Job: Pull out all lines from the listing below in which the word "React" appears.

Stored data:
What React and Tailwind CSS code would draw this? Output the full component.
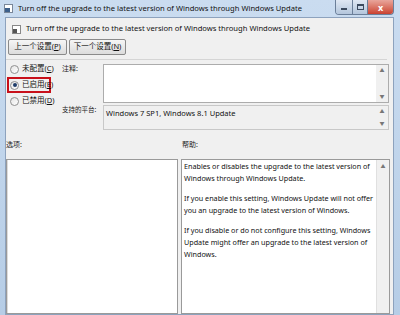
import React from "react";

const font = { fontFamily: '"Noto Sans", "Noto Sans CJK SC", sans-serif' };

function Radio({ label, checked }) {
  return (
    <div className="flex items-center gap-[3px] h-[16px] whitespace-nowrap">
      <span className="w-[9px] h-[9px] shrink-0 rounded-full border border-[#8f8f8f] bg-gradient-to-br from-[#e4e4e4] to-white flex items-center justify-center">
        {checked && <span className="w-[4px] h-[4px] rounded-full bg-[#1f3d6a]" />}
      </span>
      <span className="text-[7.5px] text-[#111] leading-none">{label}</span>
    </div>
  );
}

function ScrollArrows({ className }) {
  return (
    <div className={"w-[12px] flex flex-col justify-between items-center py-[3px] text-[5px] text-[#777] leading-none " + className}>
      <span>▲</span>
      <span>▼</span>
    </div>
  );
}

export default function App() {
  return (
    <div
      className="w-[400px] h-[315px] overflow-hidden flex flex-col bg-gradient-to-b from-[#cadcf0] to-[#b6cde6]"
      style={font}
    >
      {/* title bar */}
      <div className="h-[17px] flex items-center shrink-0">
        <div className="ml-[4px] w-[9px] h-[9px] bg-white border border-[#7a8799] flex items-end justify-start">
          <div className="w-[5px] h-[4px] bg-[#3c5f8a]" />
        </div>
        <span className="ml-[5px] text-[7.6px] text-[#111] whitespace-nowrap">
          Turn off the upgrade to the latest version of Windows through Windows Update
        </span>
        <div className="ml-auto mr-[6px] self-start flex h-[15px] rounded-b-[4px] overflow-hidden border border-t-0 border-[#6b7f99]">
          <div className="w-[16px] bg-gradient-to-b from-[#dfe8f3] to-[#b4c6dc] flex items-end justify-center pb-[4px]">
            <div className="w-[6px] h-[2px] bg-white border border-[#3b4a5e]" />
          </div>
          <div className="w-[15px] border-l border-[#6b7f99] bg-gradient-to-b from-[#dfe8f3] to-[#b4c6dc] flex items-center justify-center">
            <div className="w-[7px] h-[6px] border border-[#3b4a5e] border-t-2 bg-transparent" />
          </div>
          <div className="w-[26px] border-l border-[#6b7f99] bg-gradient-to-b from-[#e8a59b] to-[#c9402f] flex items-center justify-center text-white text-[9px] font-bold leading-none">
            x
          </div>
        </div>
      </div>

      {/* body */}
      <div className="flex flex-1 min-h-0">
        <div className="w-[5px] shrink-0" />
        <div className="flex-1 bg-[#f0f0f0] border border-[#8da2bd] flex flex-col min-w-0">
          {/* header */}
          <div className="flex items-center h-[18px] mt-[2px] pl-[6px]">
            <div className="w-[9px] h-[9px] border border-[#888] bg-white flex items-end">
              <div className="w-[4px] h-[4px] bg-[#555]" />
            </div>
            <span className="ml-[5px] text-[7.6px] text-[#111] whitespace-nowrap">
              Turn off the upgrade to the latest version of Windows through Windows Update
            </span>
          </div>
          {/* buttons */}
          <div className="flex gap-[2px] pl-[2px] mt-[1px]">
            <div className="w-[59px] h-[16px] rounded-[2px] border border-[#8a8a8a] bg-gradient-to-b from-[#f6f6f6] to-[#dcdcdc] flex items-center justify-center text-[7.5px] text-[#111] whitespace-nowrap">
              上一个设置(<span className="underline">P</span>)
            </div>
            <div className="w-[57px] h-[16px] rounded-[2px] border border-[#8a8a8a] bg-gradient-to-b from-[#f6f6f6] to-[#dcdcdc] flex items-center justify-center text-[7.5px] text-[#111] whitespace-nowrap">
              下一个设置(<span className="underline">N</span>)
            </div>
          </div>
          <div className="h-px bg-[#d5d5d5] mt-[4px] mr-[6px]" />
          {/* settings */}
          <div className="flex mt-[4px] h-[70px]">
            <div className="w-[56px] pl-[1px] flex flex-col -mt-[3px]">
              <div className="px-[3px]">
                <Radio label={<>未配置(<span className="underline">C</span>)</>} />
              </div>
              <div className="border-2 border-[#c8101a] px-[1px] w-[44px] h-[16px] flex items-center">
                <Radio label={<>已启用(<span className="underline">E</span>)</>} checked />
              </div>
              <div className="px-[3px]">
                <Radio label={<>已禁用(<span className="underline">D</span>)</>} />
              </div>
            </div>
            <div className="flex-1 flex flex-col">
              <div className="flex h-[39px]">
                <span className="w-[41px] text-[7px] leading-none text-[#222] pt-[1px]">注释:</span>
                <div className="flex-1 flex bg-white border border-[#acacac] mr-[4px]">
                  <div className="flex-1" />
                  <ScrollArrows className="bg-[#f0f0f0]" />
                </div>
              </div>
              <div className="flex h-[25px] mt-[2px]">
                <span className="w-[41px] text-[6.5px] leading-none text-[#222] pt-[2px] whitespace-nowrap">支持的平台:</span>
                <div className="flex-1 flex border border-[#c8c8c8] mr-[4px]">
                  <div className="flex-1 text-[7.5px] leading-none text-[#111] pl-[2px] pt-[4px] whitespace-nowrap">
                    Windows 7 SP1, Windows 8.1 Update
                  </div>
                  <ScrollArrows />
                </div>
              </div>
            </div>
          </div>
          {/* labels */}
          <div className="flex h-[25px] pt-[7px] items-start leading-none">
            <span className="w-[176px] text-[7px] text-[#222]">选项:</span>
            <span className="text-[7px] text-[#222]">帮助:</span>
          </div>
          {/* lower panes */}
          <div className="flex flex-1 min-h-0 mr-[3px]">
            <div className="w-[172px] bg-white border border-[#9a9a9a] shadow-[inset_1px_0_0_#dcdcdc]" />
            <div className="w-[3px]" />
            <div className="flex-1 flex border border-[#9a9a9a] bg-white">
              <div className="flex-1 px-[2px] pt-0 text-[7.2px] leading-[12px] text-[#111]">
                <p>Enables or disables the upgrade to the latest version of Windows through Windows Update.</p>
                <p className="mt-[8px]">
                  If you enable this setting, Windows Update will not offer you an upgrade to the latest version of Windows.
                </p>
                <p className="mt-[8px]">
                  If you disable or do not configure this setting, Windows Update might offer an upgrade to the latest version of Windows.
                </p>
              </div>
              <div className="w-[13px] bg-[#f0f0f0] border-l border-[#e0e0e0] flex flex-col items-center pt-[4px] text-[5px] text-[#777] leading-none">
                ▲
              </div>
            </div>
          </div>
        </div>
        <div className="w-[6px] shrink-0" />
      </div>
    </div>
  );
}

==

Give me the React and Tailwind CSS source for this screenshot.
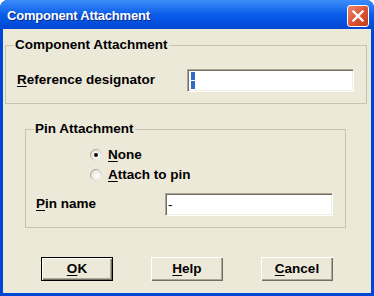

...

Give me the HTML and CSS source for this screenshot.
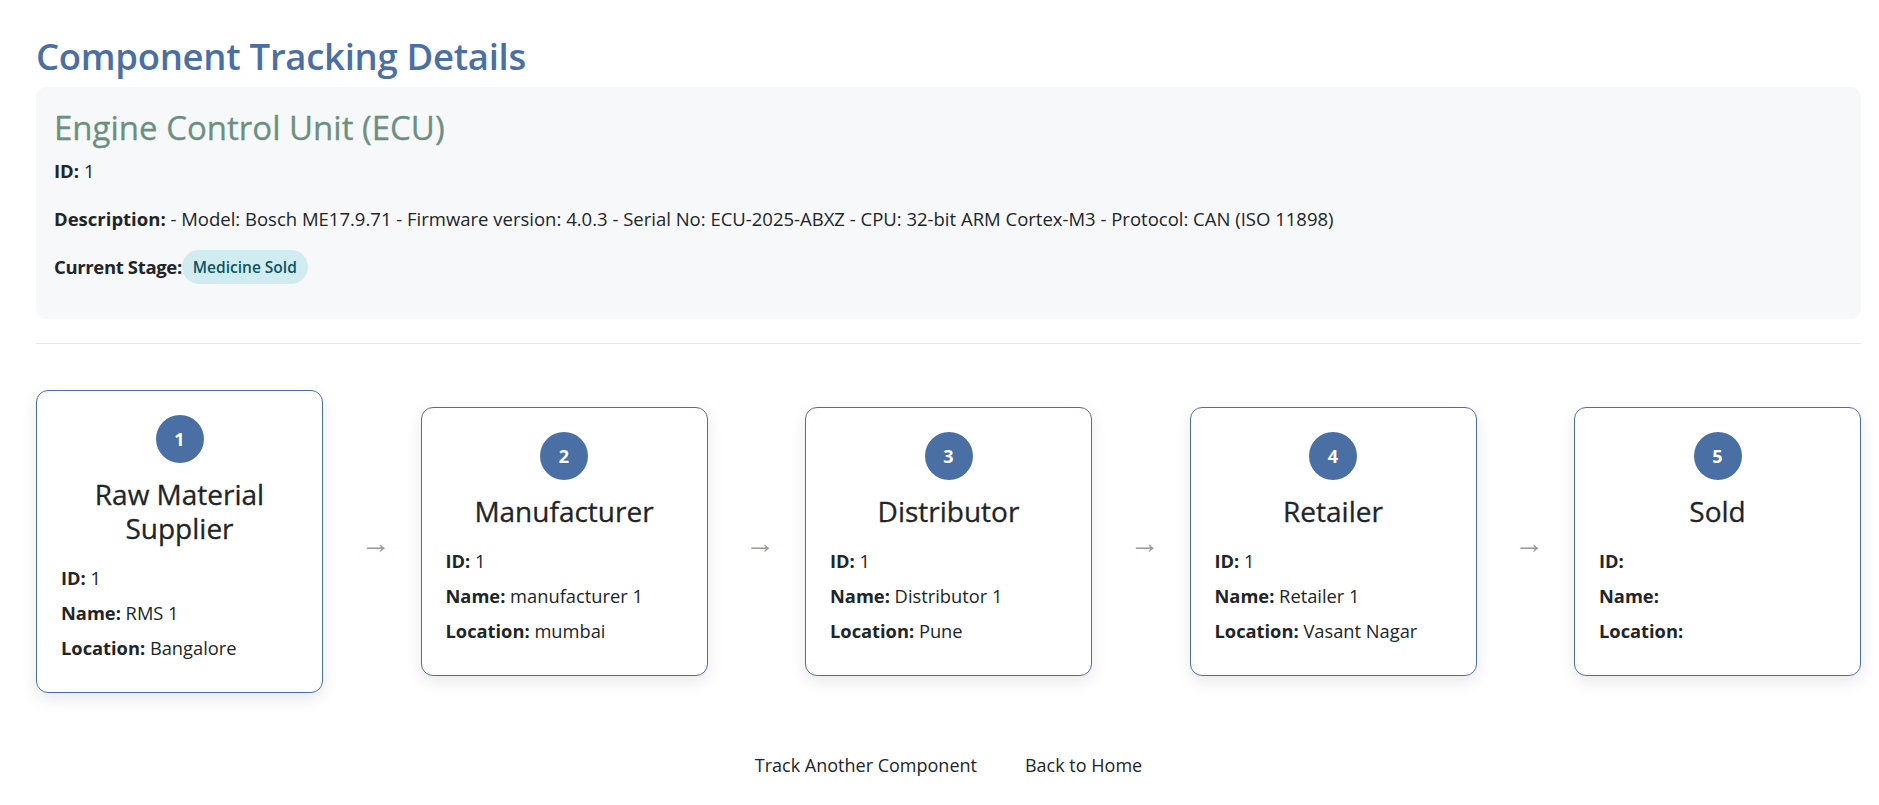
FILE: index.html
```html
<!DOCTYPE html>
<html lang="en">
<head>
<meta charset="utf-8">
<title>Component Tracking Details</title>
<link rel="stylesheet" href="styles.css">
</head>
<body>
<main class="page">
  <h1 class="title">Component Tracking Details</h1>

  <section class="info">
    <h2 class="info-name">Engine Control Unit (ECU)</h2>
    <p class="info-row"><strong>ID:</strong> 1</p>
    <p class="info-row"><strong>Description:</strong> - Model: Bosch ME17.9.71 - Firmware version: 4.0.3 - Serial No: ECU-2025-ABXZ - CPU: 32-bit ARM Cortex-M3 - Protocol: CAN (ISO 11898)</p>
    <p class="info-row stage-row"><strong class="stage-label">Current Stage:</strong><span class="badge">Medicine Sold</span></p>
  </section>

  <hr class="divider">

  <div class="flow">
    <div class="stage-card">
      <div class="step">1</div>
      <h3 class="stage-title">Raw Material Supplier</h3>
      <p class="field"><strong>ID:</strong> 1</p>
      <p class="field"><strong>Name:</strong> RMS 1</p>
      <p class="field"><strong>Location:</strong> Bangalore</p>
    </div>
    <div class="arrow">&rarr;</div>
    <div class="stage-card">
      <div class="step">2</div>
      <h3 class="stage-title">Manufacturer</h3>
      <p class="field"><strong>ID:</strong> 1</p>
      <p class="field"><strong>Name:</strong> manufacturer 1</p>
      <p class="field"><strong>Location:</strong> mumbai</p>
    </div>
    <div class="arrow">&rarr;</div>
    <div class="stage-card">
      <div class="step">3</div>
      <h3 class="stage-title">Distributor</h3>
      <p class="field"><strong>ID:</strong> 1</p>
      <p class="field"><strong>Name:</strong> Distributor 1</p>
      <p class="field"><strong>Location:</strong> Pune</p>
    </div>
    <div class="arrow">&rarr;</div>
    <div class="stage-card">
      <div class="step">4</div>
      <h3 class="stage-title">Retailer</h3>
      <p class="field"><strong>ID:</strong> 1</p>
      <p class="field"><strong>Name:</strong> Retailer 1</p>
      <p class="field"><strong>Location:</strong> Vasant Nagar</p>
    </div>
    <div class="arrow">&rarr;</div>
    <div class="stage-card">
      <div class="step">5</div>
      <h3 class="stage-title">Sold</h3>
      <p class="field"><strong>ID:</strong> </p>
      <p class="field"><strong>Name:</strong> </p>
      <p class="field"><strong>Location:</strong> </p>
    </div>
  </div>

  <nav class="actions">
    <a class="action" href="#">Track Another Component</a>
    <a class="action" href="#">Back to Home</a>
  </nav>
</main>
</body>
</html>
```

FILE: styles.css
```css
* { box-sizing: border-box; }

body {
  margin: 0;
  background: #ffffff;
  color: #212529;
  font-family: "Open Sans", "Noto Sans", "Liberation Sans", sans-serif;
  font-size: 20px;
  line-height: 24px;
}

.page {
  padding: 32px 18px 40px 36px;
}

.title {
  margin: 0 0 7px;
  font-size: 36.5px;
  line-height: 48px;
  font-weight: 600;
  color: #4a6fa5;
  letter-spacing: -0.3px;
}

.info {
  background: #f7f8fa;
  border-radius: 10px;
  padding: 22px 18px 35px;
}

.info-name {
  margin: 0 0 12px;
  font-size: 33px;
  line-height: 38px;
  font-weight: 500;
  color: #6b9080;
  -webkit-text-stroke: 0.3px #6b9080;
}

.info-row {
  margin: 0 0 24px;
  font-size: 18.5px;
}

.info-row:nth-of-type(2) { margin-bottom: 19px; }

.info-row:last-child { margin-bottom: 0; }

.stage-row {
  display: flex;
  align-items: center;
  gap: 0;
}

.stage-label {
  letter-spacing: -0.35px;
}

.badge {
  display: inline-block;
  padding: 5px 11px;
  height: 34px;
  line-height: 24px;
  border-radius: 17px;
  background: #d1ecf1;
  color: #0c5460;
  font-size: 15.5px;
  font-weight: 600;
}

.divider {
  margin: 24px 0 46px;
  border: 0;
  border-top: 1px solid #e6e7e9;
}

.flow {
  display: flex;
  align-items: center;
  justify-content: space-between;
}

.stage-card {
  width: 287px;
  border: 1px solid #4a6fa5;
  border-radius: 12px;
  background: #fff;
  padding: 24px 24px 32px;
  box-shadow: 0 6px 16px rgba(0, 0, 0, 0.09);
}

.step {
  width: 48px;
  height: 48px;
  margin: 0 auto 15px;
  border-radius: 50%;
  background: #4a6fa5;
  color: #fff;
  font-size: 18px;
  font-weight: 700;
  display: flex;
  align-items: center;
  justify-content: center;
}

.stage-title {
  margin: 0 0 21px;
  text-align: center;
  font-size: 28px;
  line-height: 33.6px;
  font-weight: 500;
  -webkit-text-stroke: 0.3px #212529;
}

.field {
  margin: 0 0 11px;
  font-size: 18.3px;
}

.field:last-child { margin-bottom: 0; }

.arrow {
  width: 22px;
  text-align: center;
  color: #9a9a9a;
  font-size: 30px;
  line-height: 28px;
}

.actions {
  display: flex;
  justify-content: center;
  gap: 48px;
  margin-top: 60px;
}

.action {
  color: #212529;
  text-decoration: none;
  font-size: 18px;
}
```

Answer:
What React and Tailwind CSS code would draw this? Output the full component.
import React from "react";
Give me the React and Tailwind CSS source for this screenshot.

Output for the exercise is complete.